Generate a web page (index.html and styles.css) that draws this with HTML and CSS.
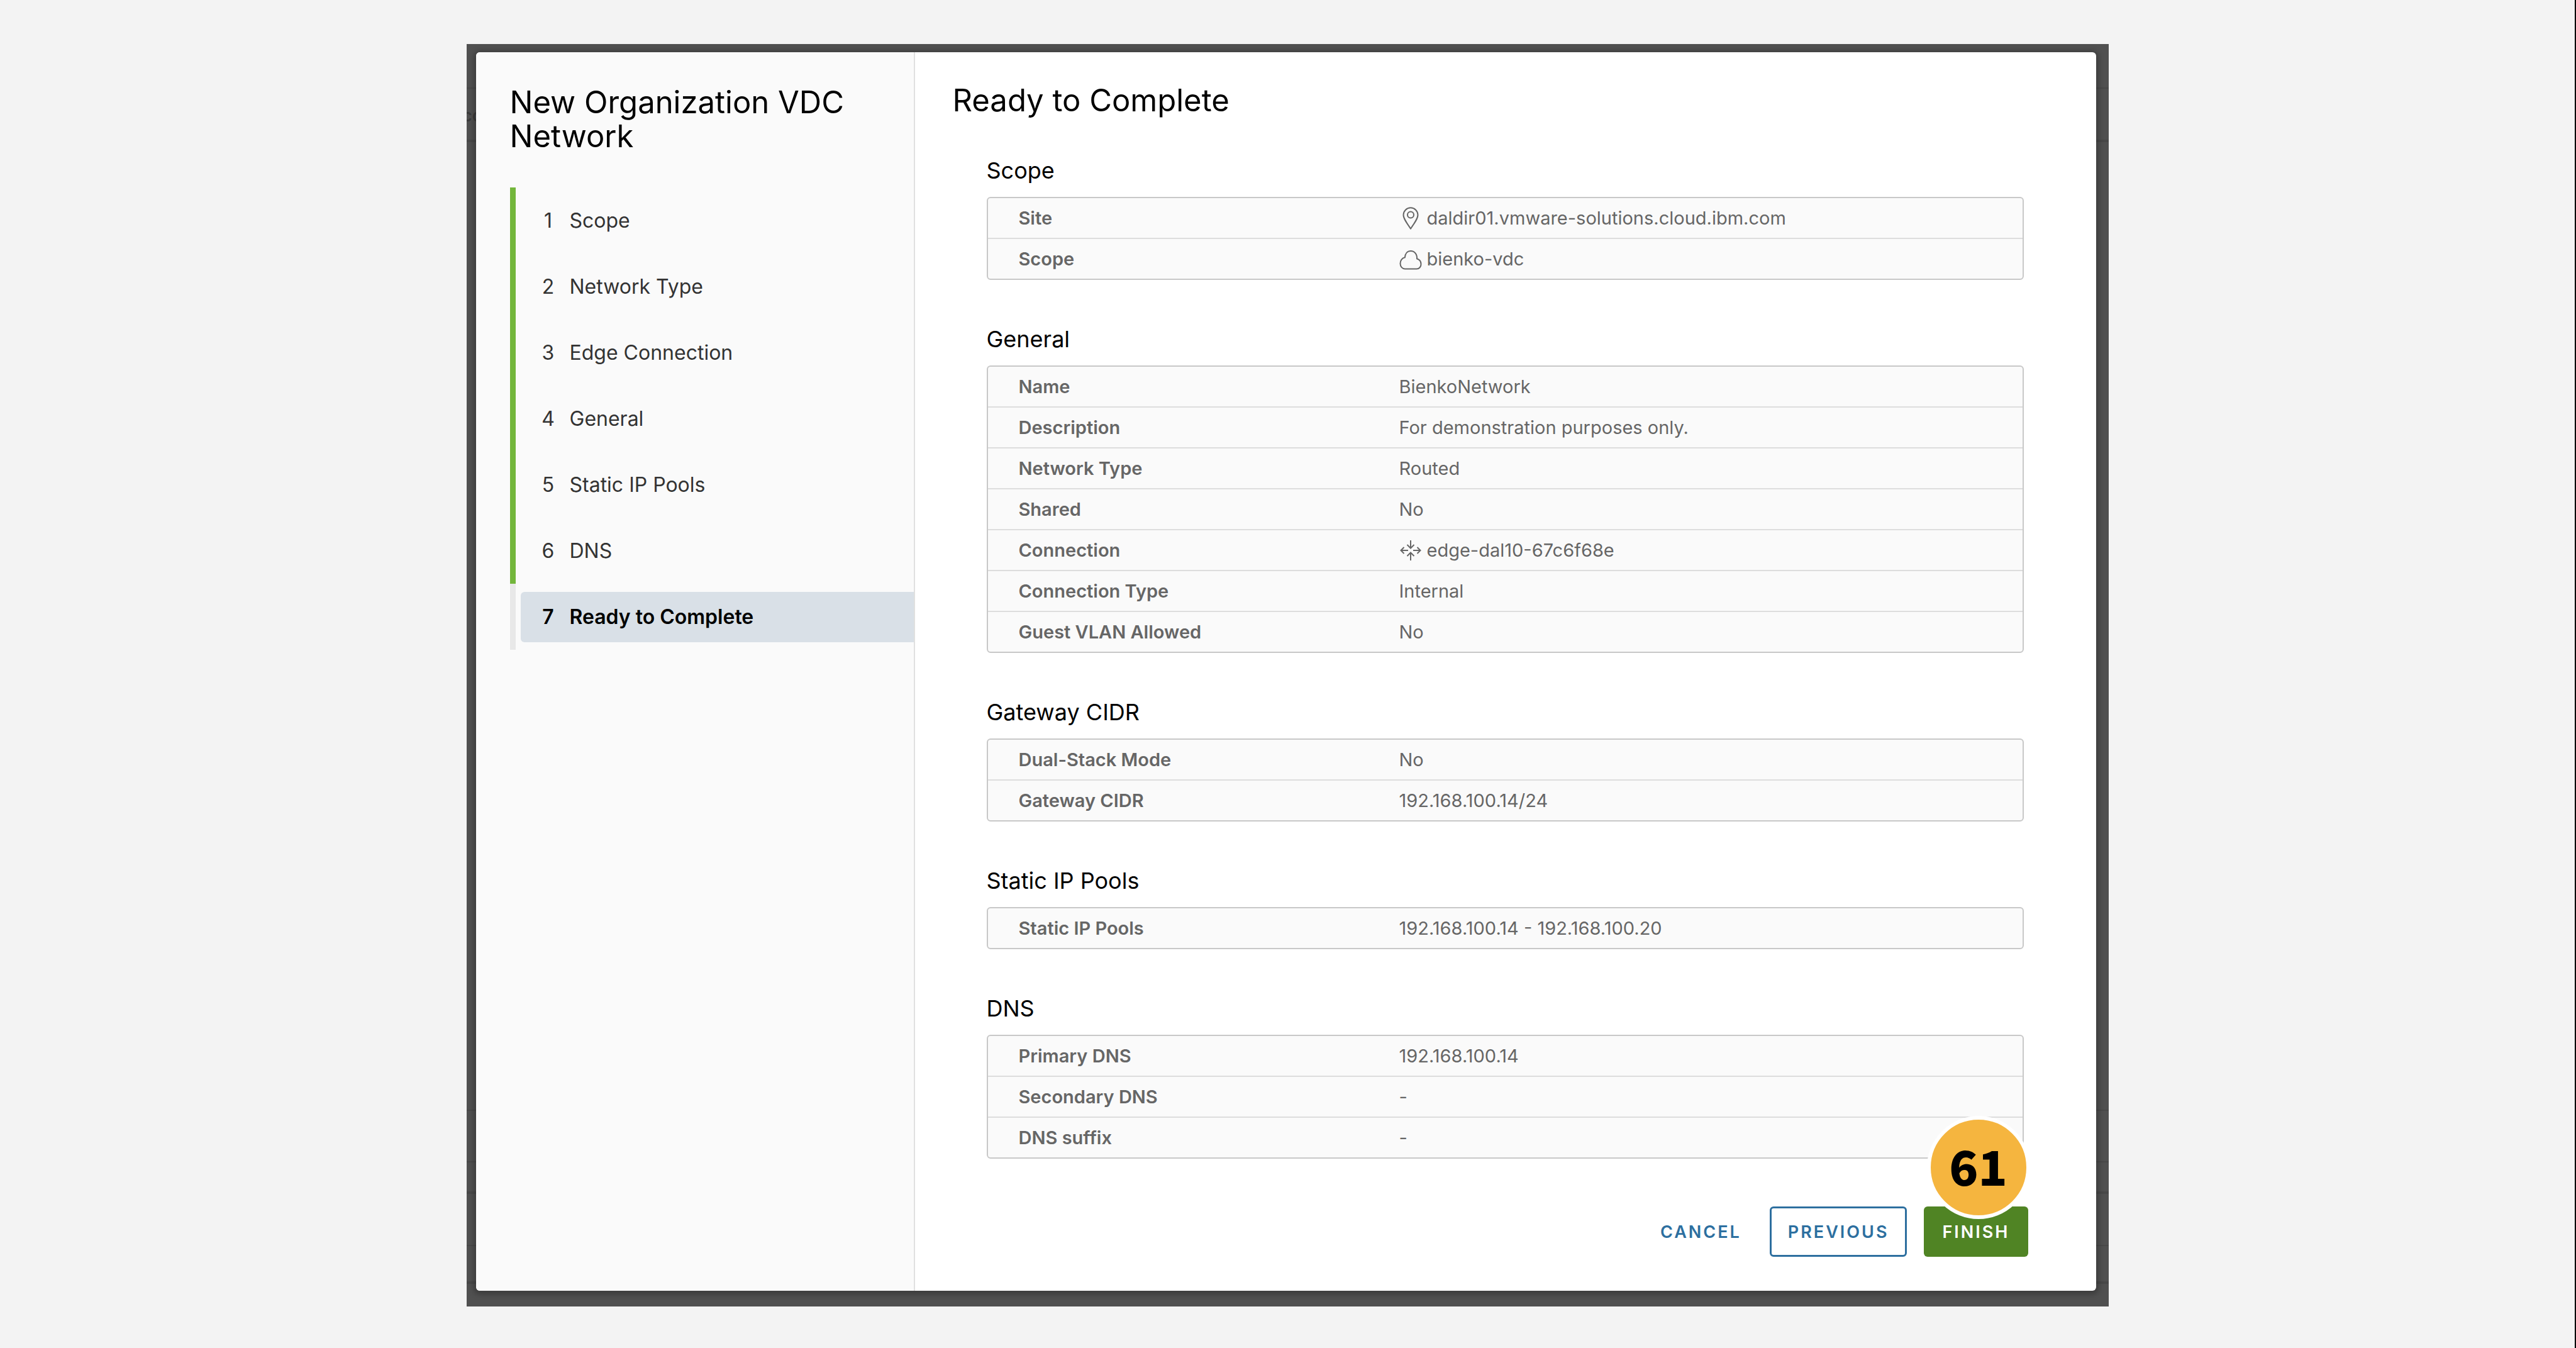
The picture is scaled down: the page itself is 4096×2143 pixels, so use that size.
FILE: index.html
```html
<!DOCTYPE html>
<html lang="en">
<head>
<meta charset="utf-8">
<title>New Organization VDC Network</title>
<link rel="stylesheet" href="styles.css">
</head>
<body>
<div class="page">
  <div class="backdrop">
    <span class="behind-text" aria-hidden="true">cc</span>
    <div class="wizard" role="dialog" aria-labelledby="wizard-title">
      <aside class="sidebar">
        <h1 class="wizard-title" id="wizard-title">New Organization VDC Network</h1>
        <ol class="steps">
          <li class="step done"><button type="button" class="step-link"><span class="num">1</span>Scope</button></li>
          <li class="step done"><button type="button" class="step-link"><span class="num">2</span>Network Type</button></li>
          <li class="step done"><button type="button" class="step-link"><span class="num">3</span>Edge Connection</button></li>
          <li class="step done"><button type="button" class="step-link"><span class="num">4</span>General</button></li>
          <li class="step done"><button type="button" class="step-link"><span class="num">5</span>Static IP Pools</button></li>
          <li class="step done"><button type="button" class="step-link"><span class="num">6</span>DNS</button></li>
          <li class="step"><button type="button" class="step-link current" aria-current="step"><span class="num">7</span>Ready to Complete</button></li>
        </ol>
      </aside>
      <main class="content">
        <h2 class="page-title">Ready to Complete</h2>

        <section class="group">
          <h3 class="group-title" id="g-scope">Scope</h3>
          <table class="facts" aria-labelledby="g-scope">
            <tr><th scope="row">Site</th><td><span class="with-icon"><svg class="icon" viewBox="0 0 36 36" aria-hidden="true"><path d="M18 34.5C12 26 6.500 18.500 6.500 12.800a11.500 11.500 0 0 1 23 0C29.500 18.500 24 26 18 34.500Z"/><circle cx="18" cy="12.500" r="5"/></svg>daldir01.vmware-solutions.cloud.ibm.com</span></td></tr>
            <tr><th scope="row">Scope</th><td><span class="with-icon"><svg class="icon" viewBox="0 0 36 36" aria-hidden="true"><path d="M9 33.500h18.500a7 7 0 0 0 7-7.500c0-4.200-2.700-7.500-6.500-8.700.600-7-3.800-12.300-9.700-12.300-5.600 0-9 4.500-9.500 10.300C4.500 16 1.500 20 1.500 25c0 5 3.500 8.500 7.500 8.500Z"/></svg>bienko-vdc</span></td></tr>
          </table>
        </section>

        <section class="group">
          <h3 class="group-title" id="g-general">General</h3>
          <table class="facts" aria-labelledby="g-general">
            <tr><th scope="row">Name</th><td>BienkoNetwork</td></tr>
            <tr><th scope="row">Description</th><td>For demonstration purposes only.</td></tr>
            <tr><th scope="row">Network Type</th><td>Routed</td></tr>
            <tr><th scope="row">Shared</th><td>No</td></tr>
            <tr><th scope="row">Connection</th><td><span class="with-icon"><svg class="icon" viewBox="0 0 36 36" aria-hidden="true"><path d="M18 2v12M12.500 9l5.500 5.500 5.500-5.500M18 34v-12M12.500 27l5.500-5.500 5.500 5.500M14 18H2.500M7.500 13L2.500 18l5 5M22 18h11.500M28.500 13l5 5-5 5"/></svg>edge-dal10-67c6f68e</span></td></tr>
            <tr><th scope="row">Connection Type</th><td>Internal</td></tr>
            <tr><th scope="row">Guest VLAN Allowed</th><td>No</td></tr>
          </table>
        </section>

        <section class="group">
          <h3 class="group-title" id="g-gateway">Gateway CIDR</h3>
          <table class="facts" aria-labelledby="g-gateway">
            <tr><th scope="row">Dual-Stack Mode</th><td>No</td></tr>
            <tr><th scope="row">Gateway CIDR</th><td>192.168.100.14/24</td></tr>
          </table>
        </section>

        <section class="group">
          <h3 class="group-title" id="g-pools">Static IP Pools</h3>
          <table class="facts" aria-labelledby="g-pools">
            <tr><th scope="row">Static IP Pools</th><td>192.168.100.14 - 192.168.100.20</td></tr>
          </table>
        </section>

        <section class="group">
          <h3 class="group-title" id="g-dns">DNS</h3>
          <table class="facts" aria-labelledby="g-dns">
            <tr><th scope="row">Primary DNS</th><td>192.168.100.14</td></tr>
            <tr><th scope="row">Secondary DNS</th><td>-</td></tr>
            <tr><th scope="row">DNS suffix</th><td>-</td></tr>
          </table>
        </section>

        <footer class="actions">
          <button type="button" class="btn btn-link">CANCEL</button>
          <button type="button" class="btn btn-outline">PREVIOUS</button>
          <div class="finish">
            <button type="button" class="btn btn-success">FINISH</button>
            <span class="callout">61</span>
          </div>
        </footer>
      </main>
    </div>
  </div>
</div>
</body>
</html>
```
FILE: styles.css
```css
* {
  box-sizing: border-box;
}

body {
  margin: 0;
  background: #f3f3f3;
  color: #000;
  font-family: Inter, "Liberation Sans", sans-serif;
  font-size: 29px;
}

button {
  font: inherit;
  color: inherit;
  margin: 0;
  cursor: pointer;
}

h1, h2, h3 {
  margin: 0;
}

.page {
  min-height: 100vh;
  padding: 70px 16px 66px;
  border-right: 2px solid #000;
}

.backdrop {
  position: relative;
  max-width: 2611px;
  margin: 0 auto;
  padding: 13px 20px 25px 15px;
  overflow: hidden;
  background:
    linear-gradient(#484848, #484848) 0 69px / 100% 2px no-repeat,
    linear-gradient(#484848, #484848) 0 152px / 100% 4px no-repeat,
    linear-gradient(#484848, #484848) 0 1694px / 100% 2px no-repeat,
    linear-gradient(#484848, #484848) 0 1776px / 100% 2px no-repeat,
    linear-gradient(#484848, #484848) 0 1824px / 100% 4px no-repeat,
    linear-gradient(#484848, #484848) 0 1909px / 100% 2px no-repeat,
    linear-gradient(#484848, #484848) 0 1967px / 100% 4px no-repeat,
    #505050;
}

.behind-text {
  position: absolute;
  left: -6px;
  top: 98px;
  color: #3b3b3b;
  font-size: 26px;
  font-weight: 600;
  line-height: 32px;
}

.wizard {
  position: relative;
  display: flex;
  min-height: 1969px;
  background: #fff;
  border-radius: 6px;
  box-shadow: 0 2px 8px 4px rgba(0, 0, 0, 0.25);
}

/* Step list */

.sidebar {
  flex: 0 0 698px;
  padding: 53px 0 0 54px;
  background: #fafafa;
  border-right: 2px solid #e0e0e0;
  border-radius: 6px 0 0 6px;
}

.wizard-title {
  max-width: 600px;
  font-size: 49px;
  font-weight: 400;
  line-height: 54px;
}

.steps {
  display: grid;
  grid-auto-rows: 105px;
  margin: 54px 0 0;
  padding: 0;
  list-style: none;
}

.step {
  display: flex;
  align-items: center;
  padding-left: 8px;
  border-left: 9px solid #e8e8e8;
}

.step.done {
  border-left-color: #73b63b;
}

.step-link {
  display: flex;
  align-items: center;
  width: 100%;
  height: 80px;
  padding: 0;
  border: 0;
  border-radius: 6px 0 0 6px;
  background: none;
  color: #333;
  font-size: 32px;
  text-align: left;
}

.step-link.current {
  background: #d9e0e7;
  color: #000;
  font-weight: 600;
}

.num {
  flex: 0 0 22px;
  margin: 0 23px 0 33px;
  text-align: center;
}

/* Summary */

.content {
  flex: 1;
  min-width: 0;
  padding: 46px 108px 54px 60px;
}

.page-title {
  font-size: 49px;
  font-weight: 400;
  line-height: 62px;
}

.group {
  padding: 0 7px 0 54px;
}

.group-title {
  height: 136px;
  padding-top: 66px;
  font-size: 36px;
  font-weight: 400;
  line-height: 56px;
}

.page-title + .group .group-title {
  height: 122px;
  padding-top: 52px;
}

.facts {
  width: 100%;
  table-layout: fixed;
  border: 2px solid #c8c8c8;
  border-radius: 6px;
  border-spacing: 0;
  background: #fafafa;
  color: #666;
}

.facts th,
.facts td {
  height: 65px;
  padding: 0;
  border-bottom: 2px solid #ddd;
  line-height: 40px;
  text-align: left;
}

.facts tr:last-child th,
.facts tr:last-child td {
  height: 63px;
  border-bottom: 0;
}

.facts th {
  width: 654px;
  padding-left: 49px;
  font-weight: 600;
}

.with-icon {
  display: flex;
  align-items: center;
  gap: 8px;
}

.icon {
  width: 36px;
  height: 36px;
  fill: none;
  stroke: #666;
  stroke-width: 2;
}

/* Footer */

.actions {
  display: flex;
  justify-content: flex-end;
  margin-top: 76px;
}

.btn {
  height: 80px;
  padding: 0 26px;
  border: 3px solid transparent;
  border-radius: 6px;
  background: none;
  font-size: 27px;
  font-weight: 600;
  letter-spacing: 3px;
}

.btn-link {
  margin-right: 16px;
  color: #2d6f9f;
}

.btn-outline {
  margin-right: 27px;
  border-color: #2d6f9f;
  color: #2d6f9f;
}

.btn-success {
  background: #508424;
  color: #fff;
}

.finish {
  position: relative;
}

.callout {
  position: absolute;
  right: -3px;
  bottom: 60px;
  width: 164px;
  height: 164px;
  border: 6px solid #fff;
  border-radius: 50%;
  background: #f5b53f;
  color: #000;
  font-family: "Noto Sans CJK JP", sans-serif;
  font-size: 76px;
  font-weight: 900;
  line-height: 144px;
  text-align: center;
}
```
____________________
• **The task**
Copy out every line with the word "size".

• **Correct answer**
The picture is scaled down: the page itself is 4096×2143 pixels, so use that size.
  font-size: 29px;
  font-size: 26px;
  font-size: 49px;
  font-size: 32px;
  font-size: 49px;
  font-size: 36px;
  font-size: 27px;
  font-size: 76px;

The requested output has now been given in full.